Nothing like a brain fade for protection

Andrea Vance | Sunday Star Times | 30 Nov 2014

OPINION:

I can’t recall. Translation: prove it.

The limits of our politicians’ memories are stretched often. Either that or their credibility.

This week the brain fade continued to trump truth as the go-to arse-covering response to troublesome questions.

During the height of the row over campaign donations from Kim Dotcom, John Banks alternated chanting “nothing to fear” with “I can’t recall”. Thankfully, he did remember to show up for subsequent court dates which saw him first convicted of filing a false electoral return and then had that conviction quashed.

Ex-Labour leader (twice removed) David Shearer forgot tucking away $50,000 in an offshore bank account. For three years.

Successor David Cunliffe was probably genuine when he couldn’t remember advocating for dodgy donor Donghua Liu (after denying it). But the excuse is so worn-thin everyone assumed he was telling porkies.

Greens co-leader Russel Norman had his own brain-fade over visits to the Dotcom mansion. He didn’t deny the meetings and recovered after checking his diary.

Minister Hekia Parata blacked-out consultation over the resignation of education secretary Lesley Longstone. Like her boss John Key, she returned to Parliament to atone.

Key’s memory may be a black hole. Previously, he forgot urging spymaster Ian Fletcher to apply for the GCSB’s top job. And he “couldn’t recall particular occasions” when he’d met Fletcher, a childhood acquaintance.

He had “absolutely no memory” of a GCSB briefing on the Dotcom raid; signing papers about the purchase of a fleet of luxury cars; he drew a blank on how many Tranzrail shares he owned; his position on the 1981 Springbok tour; and how he voted for the drinking age.

Parliament’s official record was corrected over a forgotten meeting with Mediaworks boss Brent Impey, whose company got a $43m hand-out.

With the benefit of the doubt, Key’s amnesia can be explained away. He has a work-load that would cripple most.

But Key’s biographer John Roughan has noted his extraordinary ability to recognise years later people he encountered briefly.

Cameron Slater’s volley of texts were sent on Monday, the night before Key fell into a fugue state.

Central to National’s success is Key’s integrity.

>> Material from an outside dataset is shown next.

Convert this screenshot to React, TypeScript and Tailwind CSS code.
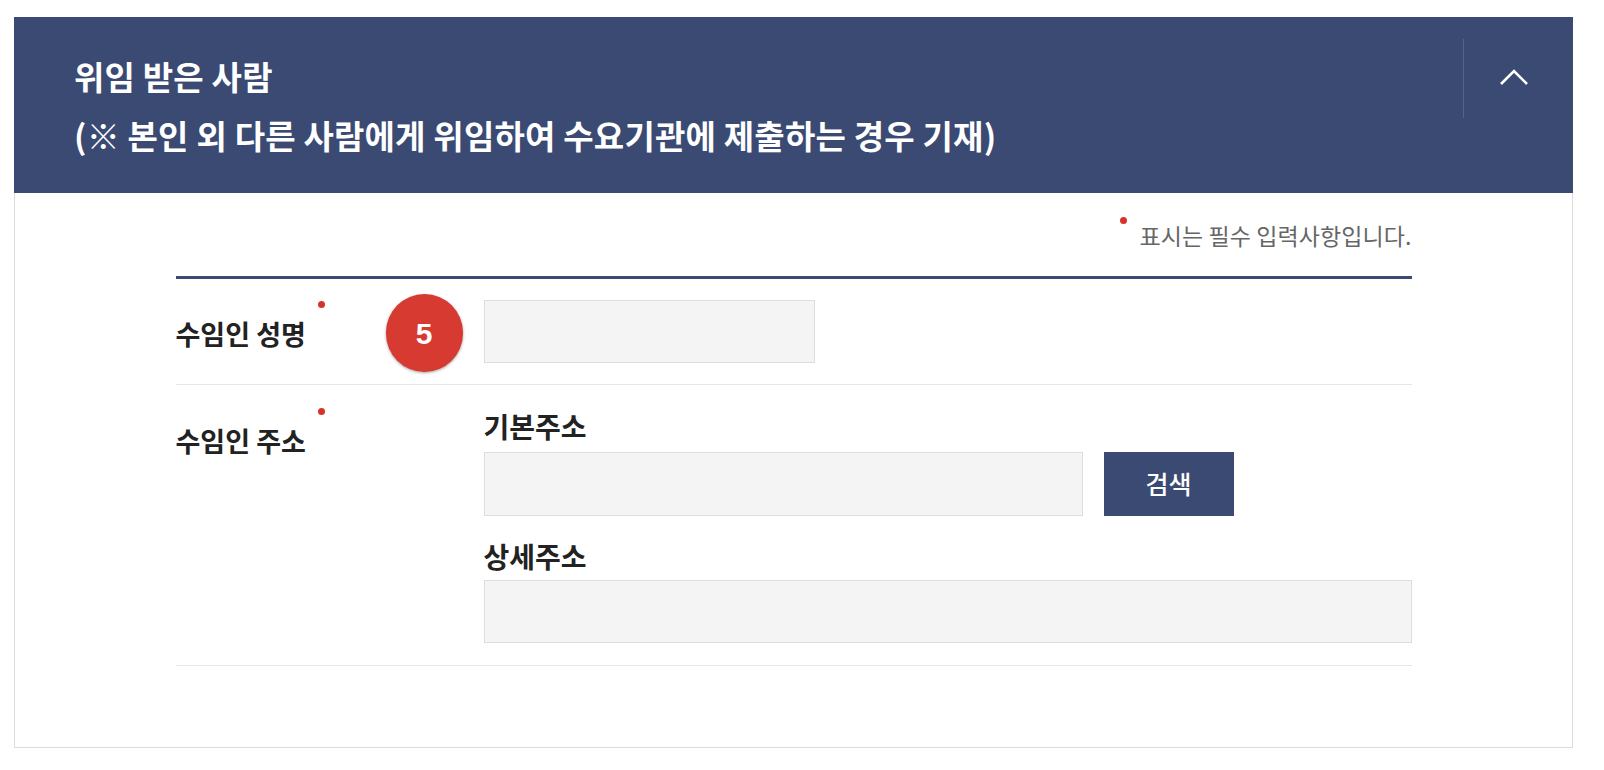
import React from 'react';

const font = { fontFamily: '"Noto Sans CJK KR", "Noto Sans", sans-serif' };

const Dot = ({ className = '' }: { className?: string }) => (
  <span className={`absolute w-[7px] h-[7px] rounded-full bg-[#d8322b] ${className}`} />
);

const App = () => {
  return (
    <div className="w-[1604px] h-[770px] bg-white pt-[17px] pl-[14px]" style={font}>
      <div className="w-[1559px] h-[731px] border border-[#dcdcdc] border-t-0">
        {/* header */}
        <div className="flex items-start justify-between bg-[#3a4a73] h-[176px] -mx-px">
          <h2 className="pl-[60px] pt-[30px] text-white font-bold text-[33px] leading-[59px] tracking-[0.2px]">
            위임 받은 사람
            <br />
            (※ 본인 외 다른 사람에게 위임하여 수요기관에 제출하는 경우 기재)
          </h2>
          <button className="mt-[22px] w-[110px] h-[79px] border-l border-[#56648a] flex items-center justify-center">
            <svg width="30" height="20" viewBox="0 0 30 20" fill="none" className="-mt-[3px] -ml-[10px]">
              <path d="M2 17 L15 4 L28 17" stroke="white" strokeWidth="2.6" />
            </svg>
          </button>
        </div>

        {/* form */}
        <div className="w-[1236px] mx-auto">
          <div className="flex justify-end pt-[26px] pb-[25px]">
            <p className="relative text-[23px] leading-[32px] text-[#666] tracking-[0.1px]">
              <Dot className="-left-[19px] top-[-2px]" />
              표시는 필수 입력사항입니다.
            </p>
          </div>

          <div className="border-t-[3px] border-[#3a4a73]">
            {/* row 1 */}
            <div className="relative flex border-b border-[#e6e6e6] pt-[21px] pb-[21px]">
              <div className="w-[308px] shrink-0 pt-[16px]">
                <span className="relative text-[27px] leading-[36px] font-bold text-[#222]">
                  수임인 성명
                  <Dot className="-right-[19px] -top-[13px]" />
                </span>
              </div>
              <input className="w-[331px] h-[63px] bg-[#f4f4f4] border border-[#dedede] outline-none" />
              <span className="absolute left-[210px] top-[15px] w-[77px] h-[78px] rounded-full bg-[#d63a31] shadow-[0_1px_3px_rgba(0,0,0,0.35)] flex items-center justify-center text-white font-bold text-[30px]" style={{ fontFamily: '"Liberation Sans", Arial, sans-serif' }}>
                5
              </span>
            </div>

            {/* row 2 */}
            <div className="flex border-b border-[#e6e6e6] pt-[23px] pb-[22px]">
              <div className="w-[308px] shrink-0 pt-[15px]">
                <span className="relative text-[27px] leading-[36px] font-bold text-[#222]">
                  수임인 주소
                  <Dot className="-right-[19px] -top-[13px]" />
                </span>
              </div>
              <div className="flex-1">
                <p className="text-[28px] leading-[36px] font-bold text-[#222]">기본주소</p>
                <div className="flex gap-[21px] mt-[8px]">
                  <input className="w-[599px] h-[64px] bg-[#f4f4f4] border border-[#dedede] outline-none" />
                  <button className="w-[130px] h-[64px] bg-[#3a4a73] text-white text-[25px] font-medium">검색</button>
                </div>
                <p className="mt-[22px] text-[28px] leading-[36px] font-bold text-[#222]">상세주소</p>
                <input className="mt-[6px] w-full h-[63px] bg-[#f4f4f4] border border-[#dedede] outline-none" />
              </div>
            </div>
          </div>
        </div>
      </div>
    </div>
  );
};

export default App;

After Tuesday’s Dirty Politics reports, he did a circuit of TV and radio, removing himself from the relationships between Slater, chief-dirt digger Jason Ede and formerly fifth-ranked minister Judith Collins. The text messages unpicked all that work, directly connecting him again to WhaleOil.

But such is the level of trust in Key, when he calmly repeats “I’m in the clear”, that is the take-home message. He drowns out the confusing din of spuming rivals and indignant commentators. Those unconvinced by his explanations will shrug – the public expect politicians to speak with forked tongues.

Given the levels of public acrimony towards Slater, the Opposition scent blood and the beginning of Key’s end. It’s all been said before – 2012 was the year of the brain-fade. By the 2017 election, this row, too, will have faded from public memory.